## Requirement
From the first line of the data below, repeat each line exactly until you reach the line with "header ---------- */"; include that line too.
--- start of Dataset section ---
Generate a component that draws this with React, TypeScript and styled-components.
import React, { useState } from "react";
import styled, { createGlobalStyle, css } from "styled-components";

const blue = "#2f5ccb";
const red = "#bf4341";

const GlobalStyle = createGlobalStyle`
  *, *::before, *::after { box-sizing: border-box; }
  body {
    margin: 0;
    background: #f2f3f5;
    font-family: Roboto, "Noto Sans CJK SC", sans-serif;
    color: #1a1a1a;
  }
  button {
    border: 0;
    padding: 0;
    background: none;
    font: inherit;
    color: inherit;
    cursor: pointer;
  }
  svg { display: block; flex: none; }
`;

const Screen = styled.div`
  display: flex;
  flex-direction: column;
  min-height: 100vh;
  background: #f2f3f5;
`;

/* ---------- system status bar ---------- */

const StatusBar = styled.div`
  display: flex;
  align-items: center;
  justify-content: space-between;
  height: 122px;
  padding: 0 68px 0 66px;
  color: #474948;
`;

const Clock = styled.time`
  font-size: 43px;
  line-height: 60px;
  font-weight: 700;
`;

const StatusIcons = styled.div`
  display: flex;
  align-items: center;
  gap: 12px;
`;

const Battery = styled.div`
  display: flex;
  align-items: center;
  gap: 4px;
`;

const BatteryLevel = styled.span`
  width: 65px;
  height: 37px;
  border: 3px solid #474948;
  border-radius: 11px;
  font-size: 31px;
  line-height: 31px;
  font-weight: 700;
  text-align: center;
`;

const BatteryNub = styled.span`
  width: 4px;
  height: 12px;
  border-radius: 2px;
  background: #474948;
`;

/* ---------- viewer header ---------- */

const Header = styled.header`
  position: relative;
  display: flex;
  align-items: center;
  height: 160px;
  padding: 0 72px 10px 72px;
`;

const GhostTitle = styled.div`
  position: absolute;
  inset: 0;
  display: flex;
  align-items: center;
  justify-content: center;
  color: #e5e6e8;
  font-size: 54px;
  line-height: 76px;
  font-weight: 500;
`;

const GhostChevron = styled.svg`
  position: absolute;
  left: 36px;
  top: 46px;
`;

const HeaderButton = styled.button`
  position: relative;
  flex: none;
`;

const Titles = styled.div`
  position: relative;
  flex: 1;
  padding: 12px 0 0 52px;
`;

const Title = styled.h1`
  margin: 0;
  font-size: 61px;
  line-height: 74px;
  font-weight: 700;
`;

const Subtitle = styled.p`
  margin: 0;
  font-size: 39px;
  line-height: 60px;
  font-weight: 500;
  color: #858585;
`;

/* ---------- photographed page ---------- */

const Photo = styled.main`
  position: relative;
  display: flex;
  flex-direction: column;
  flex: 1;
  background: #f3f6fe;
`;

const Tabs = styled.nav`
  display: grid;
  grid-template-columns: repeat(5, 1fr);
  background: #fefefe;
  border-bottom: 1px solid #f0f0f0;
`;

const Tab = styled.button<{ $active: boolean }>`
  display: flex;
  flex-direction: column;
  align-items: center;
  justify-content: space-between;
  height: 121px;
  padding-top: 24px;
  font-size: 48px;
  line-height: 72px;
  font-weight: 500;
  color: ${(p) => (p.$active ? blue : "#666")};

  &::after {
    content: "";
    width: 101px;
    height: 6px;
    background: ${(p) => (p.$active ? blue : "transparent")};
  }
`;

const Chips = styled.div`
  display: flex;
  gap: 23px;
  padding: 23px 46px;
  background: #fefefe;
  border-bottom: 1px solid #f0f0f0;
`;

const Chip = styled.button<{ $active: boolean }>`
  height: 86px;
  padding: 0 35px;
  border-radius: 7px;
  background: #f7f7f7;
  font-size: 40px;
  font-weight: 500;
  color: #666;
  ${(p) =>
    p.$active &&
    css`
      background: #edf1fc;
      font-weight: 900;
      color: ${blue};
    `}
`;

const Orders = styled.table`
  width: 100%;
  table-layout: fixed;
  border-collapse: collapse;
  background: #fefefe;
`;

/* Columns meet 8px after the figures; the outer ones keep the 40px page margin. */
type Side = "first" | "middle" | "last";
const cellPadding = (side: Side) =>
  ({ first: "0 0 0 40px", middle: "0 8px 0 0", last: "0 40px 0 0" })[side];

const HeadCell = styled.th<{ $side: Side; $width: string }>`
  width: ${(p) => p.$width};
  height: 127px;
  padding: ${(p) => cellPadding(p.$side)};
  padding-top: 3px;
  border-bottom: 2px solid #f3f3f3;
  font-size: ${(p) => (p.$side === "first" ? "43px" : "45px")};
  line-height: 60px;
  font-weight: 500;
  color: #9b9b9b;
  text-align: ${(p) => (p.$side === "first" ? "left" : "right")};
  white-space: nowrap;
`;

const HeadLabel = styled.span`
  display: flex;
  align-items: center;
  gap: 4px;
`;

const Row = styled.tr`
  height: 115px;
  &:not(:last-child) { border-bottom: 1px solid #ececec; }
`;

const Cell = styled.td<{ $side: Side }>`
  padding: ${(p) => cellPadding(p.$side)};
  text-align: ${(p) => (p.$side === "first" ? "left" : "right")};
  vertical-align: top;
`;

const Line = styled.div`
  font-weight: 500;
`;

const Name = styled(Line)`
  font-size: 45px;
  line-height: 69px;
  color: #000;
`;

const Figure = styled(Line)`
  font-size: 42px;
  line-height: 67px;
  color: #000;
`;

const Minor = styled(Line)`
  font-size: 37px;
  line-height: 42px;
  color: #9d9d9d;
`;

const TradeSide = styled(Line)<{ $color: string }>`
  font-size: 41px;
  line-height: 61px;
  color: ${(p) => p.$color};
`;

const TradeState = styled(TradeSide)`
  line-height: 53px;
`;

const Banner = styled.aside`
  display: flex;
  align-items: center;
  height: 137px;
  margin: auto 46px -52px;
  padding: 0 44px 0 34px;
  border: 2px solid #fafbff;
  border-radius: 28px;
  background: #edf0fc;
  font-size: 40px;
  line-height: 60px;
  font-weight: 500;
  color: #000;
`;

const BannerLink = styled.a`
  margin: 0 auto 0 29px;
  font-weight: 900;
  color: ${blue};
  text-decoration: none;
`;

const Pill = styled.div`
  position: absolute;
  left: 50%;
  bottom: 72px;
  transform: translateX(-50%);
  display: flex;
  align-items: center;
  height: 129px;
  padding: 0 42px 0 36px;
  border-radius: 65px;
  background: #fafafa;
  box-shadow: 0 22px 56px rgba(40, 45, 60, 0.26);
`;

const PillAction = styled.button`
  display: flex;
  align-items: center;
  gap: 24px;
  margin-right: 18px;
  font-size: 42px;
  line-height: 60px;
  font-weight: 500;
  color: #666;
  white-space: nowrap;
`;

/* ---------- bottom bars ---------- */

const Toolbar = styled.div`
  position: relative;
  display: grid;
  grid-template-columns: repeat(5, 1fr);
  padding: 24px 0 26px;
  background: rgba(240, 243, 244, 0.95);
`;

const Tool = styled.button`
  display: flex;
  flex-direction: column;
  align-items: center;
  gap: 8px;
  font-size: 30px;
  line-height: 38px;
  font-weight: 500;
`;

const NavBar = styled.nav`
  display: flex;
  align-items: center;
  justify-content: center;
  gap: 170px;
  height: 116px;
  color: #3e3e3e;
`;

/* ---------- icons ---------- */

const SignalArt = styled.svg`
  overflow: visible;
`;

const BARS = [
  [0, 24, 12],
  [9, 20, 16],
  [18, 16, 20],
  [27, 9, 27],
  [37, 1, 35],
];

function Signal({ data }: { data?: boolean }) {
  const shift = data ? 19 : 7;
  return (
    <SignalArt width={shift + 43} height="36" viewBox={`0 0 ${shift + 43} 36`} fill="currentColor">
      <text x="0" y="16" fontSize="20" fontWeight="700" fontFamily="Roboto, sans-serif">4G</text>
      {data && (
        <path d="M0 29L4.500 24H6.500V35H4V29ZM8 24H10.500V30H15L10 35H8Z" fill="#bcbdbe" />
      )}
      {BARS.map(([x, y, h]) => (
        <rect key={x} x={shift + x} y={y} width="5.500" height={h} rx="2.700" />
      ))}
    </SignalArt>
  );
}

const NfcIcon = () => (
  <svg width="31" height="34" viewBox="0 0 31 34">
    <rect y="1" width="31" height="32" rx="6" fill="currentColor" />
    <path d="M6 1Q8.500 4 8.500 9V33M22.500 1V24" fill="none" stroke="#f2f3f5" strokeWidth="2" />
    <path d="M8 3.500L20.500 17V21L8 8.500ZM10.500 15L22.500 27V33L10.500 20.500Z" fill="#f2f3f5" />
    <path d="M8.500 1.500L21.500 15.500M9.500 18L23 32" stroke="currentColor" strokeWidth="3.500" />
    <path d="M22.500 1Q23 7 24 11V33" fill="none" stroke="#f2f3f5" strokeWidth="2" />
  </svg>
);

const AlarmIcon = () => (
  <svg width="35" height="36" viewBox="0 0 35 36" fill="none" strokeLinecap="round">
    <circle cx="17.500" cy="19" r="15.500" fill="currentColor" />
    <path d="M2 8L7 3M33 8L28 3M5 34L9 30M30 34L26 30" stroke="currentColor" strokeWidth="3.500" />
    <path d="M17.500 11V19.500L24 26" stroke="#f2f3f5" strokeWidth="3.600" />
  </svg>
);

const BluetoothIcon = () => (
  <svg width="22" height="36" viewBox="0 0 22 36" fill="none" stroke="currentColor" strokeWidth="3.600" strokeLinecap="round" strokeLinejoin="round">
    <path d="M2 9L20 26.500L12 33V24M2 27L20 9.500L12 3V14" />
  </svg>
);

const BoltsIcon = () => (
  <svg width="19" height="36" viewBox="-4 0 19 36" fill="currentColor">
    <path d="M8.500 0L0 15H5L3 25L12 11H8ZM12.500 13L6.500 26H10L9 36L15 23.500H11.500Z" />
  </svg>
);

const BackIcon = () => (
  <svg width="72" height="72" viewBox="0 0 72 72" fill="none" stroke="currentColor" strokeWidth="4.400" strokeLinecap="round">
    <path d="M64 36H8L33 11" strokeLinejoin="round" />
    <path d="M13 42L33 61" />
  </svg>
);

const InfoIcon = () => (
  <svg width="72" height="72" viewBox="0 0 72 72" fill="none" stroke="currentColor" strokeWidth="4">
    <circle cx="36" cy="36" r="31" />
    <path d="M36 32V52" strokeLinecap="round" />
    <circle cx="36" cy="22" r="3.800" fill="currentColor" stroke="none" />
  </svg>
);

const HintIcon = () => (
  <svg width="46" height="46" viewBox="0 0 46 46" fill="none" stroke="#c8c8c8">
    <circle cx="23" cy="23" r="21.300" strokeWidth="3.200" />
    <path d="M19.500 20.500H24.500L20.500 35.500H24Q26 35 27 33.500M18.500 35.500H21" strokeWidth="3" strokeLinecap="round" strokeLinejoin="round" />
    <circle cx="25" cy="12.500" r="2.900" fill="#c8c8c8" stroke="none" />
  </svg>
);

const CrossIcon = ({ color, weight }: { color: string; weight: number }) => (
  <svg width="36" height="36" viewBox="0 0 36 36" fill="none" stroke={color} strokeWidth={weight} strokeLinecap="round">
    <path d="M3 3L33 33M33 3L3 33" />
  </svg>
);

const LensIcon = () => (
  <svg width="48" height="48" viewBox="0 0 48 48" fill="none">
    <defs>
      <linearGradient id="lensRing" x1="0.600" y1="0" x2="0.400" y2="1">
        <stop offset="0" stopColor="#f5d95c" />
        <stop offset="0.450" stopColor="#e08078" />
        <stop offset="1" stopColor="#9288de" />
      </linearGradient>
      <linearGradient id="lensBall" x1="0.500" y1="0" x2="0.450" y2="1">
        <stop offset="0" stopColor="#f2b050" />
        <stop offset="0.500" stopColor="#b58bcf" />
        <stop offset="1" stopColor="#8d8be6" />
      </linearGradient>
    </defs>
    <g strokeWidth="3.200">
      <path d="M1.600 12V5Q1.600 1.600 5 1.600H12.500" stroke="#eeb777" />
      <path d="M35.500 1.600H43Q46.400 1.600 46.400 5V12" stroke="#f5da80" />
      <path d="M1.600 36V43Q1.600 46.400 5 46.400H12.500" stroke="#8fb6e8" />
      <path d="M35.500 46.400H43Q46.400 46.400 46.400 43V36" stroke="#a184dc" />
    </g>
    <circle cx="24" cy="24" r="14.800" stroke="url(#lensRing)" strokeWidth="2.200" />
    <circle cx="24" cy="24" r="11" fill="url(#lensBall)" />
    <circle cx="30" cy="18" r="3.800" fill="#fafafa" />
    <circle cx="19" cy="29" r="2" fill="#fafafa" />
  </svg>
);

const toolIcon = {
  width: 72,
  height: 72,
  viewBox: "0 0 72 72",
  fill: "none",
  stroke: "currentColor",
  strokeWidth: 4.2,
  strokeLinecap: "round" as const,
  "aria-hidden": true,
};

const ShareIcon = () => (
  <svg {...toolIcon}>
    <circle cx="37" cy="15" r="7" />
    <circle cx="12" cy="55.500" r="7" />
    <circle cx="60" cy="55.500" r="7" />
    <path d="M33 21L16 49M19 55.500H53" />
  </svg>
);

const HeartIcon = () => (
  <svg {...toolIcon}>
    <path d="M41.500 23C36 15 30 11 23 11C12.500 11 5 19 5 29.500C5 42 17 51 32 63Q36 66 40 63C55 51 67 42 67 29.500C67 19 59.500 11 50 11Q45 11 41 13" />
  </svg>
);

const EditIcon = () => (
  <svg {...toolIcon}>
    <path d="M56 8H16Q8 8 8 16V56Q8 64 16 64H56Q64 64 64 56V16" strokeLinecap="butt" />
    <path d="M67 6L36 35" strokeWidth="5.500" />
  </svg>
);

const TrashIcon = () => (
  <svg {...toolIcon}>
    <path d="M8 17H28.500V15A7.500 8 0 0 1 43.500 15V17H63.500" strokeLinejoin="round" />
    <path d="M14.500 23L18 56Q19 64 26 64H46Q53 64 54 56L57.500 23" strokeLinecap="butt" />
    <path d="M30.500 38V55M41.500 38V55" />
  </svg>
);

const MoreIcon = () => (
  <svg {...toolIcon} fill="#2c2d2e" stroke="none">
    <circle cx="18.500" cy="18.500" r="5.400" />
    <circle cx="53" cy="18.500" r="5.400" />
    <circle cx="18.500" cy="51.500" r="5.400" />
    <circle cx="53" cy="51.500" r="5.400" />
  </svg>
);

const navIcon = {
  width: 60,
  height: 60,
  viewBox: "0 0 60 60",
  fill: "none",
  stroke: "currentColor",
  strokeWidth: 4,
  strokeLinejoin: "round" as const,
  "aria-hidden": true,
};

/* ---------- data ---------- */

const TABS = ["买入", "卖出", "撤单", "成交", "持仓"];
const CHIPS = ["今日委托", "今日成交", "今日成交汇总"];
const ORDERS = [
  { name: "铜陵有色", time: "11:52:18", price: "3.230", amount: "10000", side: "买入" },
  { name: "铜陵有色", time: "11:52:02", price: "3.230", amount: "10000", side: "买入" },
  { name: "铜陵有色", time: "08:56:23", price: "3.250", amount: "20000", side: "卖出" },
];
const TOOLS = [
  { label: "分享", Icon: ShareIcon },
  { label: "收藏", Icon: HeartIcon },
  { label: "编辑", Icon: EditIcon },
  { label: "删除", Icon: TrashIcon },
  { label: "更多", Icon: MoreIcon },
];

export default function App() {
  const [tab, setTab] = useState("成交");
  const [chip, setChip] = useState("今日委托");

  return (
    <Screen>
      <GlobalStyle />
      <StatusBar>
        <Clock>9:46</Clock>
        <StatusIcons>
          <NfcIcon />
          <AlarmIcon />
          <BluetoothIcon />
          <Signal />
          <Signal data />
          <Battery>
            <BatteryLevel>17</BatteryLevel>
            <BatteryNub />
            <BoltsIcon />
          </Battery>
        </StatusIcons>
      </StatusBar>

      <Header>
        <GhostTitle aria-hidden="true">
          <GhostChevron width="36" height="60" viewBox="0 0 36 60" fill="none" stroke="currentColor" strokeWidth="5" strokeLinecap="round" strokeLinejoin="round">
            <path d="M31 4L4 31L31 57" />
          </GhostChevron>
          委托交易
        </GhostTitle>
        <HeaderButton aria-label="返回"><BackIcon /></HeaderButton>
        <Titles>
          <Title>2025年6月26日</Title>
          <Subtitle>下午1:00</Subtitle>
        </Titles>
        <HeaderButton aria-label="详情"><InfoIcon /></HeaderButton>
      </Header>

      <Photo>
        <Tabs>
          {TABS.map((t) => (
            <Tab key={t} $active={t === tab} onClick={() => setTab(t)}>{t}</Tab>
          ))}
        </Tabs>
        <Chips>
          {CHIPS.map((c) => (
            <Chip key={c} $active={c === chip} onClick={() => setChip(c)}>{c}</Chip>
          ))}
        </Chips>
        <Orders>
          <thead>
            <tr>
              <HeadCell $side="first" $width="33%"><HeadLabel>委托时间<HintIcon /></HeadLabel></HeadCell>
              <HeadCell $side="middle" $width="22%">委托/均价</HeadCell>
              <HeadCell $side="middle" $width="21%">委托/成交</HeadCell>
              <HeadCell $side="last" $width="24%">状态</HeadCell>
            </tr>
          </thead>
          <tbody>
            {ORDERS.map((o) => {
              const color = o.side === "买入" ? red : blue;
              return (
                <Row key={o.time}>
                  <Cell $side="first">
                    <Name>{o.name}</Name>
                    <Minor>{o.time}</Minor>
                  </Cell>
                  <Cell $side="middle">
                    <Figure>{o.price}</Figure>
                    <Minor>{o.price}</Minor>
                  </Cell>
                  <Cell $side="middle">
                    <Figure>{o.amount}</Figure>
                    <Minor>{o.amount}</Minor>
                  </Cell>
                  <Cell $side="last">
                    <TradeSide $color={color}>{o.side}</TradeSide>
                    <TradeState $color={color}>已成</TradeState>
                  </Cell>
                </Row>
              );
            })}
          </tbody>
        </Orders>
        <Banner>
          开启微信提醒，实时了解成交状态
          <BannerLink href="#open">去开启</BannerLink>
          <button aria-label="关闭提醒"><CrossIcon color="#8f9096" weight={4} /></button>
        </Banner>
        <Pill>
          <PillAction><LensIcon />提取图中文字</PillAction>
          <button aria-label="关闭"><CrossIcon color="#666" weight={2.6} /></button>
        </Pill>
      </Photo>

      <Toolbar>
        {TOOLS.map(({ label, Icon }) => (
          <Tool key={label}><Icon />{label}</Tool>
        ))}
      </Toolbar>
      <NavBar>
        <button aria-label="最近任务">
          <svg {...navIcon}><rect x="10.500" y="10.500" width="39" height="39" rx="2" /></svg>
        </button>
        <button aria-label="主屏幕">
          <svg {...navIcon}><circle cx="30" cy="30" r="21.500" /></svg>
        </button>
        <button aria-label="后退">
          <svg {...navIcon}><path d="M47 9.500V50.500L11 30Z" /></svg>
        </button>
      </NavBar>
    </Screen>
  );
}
--- end of Dataset section ---
## Right answer
Generate a component that draws this with React, TypeScript and styled-components.
import React, { useState } from "react";
import styled, { createGlobalStyle, css } from "styled-components";

const blue = "#2f5ccb";
const red = "#bf4341";

const GlobalStyle = createGlobalStyle`
  *, *::before, *::after { box-sizing: border-box; }
  body {
    margin: 0;
    background: #f2f3f5;
    font-family: Roboto, "Noto Sans CJK SC", sans-serif;
    color: #1a1a1a;
  }
  button {
    border: 0;
    padding: 0;
    background: none;
    font: inherit;
    color: inherit;
    cursor: pointer;
  }
  svg { display: block; flex: none; }
`;

const Screen = styled.div`
  display: flex;
  flex-direction: column;
  min-height: 100vh;
  background: #f2f3f5;
`;

/* ---------- system status bar ---------- */

const StatusBar = styled.div`
  display: flex;
  align-items: center;
  justify-content: space-between;
  height: 122px;
  padding: 0 68px 0 66px;
  color: #474948;
`;

const Clock = styled.time`
  font-size: 43px;
  line-height: 60px;
  font-weight: 700;
`;

const StatusIcons = styled.div`
  display: flex;
  align-items: center;
  gap: 12px;
`;

const Battery = styled.div`
  display: flex;
  align-items: center;
  gap: 4px;
`;

const BatteryLevel = styled.span`
  width: 65px;
  height: 37px;
  border: 3px solid #474948;
  border-radius: 11px;
  font-size: 31px;
  line-height: 31px;
  font-weight: 700;
  text-align: center;
`;

const BatteryNub = styled.span`
  width: 4px;
  height: 12px;
  border-radius: 2px;
  background: #474948;
`;

/* ---------- viewer header ---------- */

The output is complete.